The book's strength lies in its rich detail: students who've recently gone through or will go through the job-hunting process will easily recognize Ridgway's stories about nerve-wracking interviews, the negotiating dance around job offers, and the experience of internships. In particular, students who want a feel for the Penn campus and the Wharton program will relish the details of the physical environment, as well as the sometimes blow-by-blow accounts of interviews faced by the eager-beaver job seekers. If you want to understand what kinds of interview questions Microsoft asks its college hires, or how white-shoe Wall Street firms treat their summer interns after the offer letters are signed and first-day orientation ends, this book is for you. That said, Ridgway supplements this anecdotal detail with macro-level perspective, too. HR professionals and currently employed workers, for example, may be interested in the average compensation of Wharton graduates in 2003-2004--an impressive $50K base salary, and nearly $20K in various bonuses.
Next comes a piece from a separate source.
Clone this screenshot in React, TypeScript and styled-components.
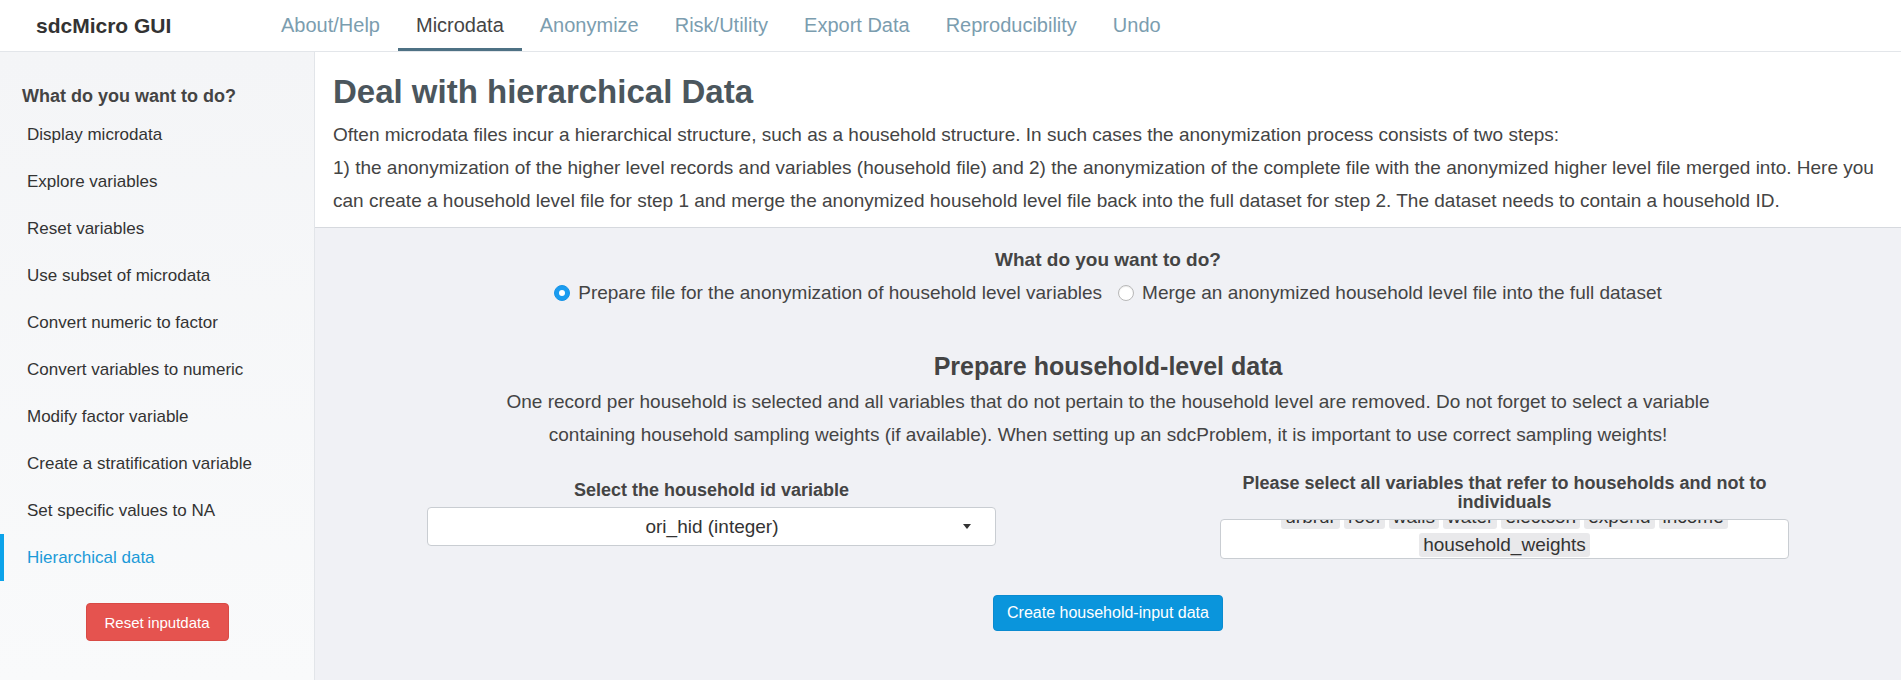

Running with the Bulls follows a chronological format, so that readers follow the six students through the school year. Starting with resume submission, going through interviews, in some cases trying internships, and then ultimately ending with full-time jobs, the Wharton class's experiences show the ups and downs faced by young career seekers. In the end, entrepreneurs and nonprofit fans may be disappointed, but perhaps not surprised, to find that all six of the book's subjects, end up in Establishment-oriented jobs, but with this story, the journey, rather than the proverbial final destination, proves to be the most interesting part. --Peter Han
From Publishers Weekly
Wharton, the business school of the University of Pennsylvania, has a glamorous reputation that is fueled in part by illustrious alumni, like Donald Trump and Ronald Perelman, and Forbes reporter Ridgway makes a big deal of its prominence. The institution's distinction, however, does not rub off onto Ridgway's undistinguished account of the 2003-2004 academic year. She follows six seniors as they make their way through the corporate recruitment process while completing their degrees. Though she tries to make everything sound special (it happened at Wharton!), what she lays out is a series of generic experiences-from internships to interviews to job offers-that could have taken place at any business school. The students themselves present a limited range of high-achieving personalities, and since there's never any doubt that they'll be able to find jobs, Ridgway is unable to infuse their stories with any real dramatic tension. What might have made an interesting magazine article proves too thin when stretched to book length. Wharton officials are bound to love it, though-there's barely any acknowledgment that other business schools exist, or any substantial challenge to the school's prestige.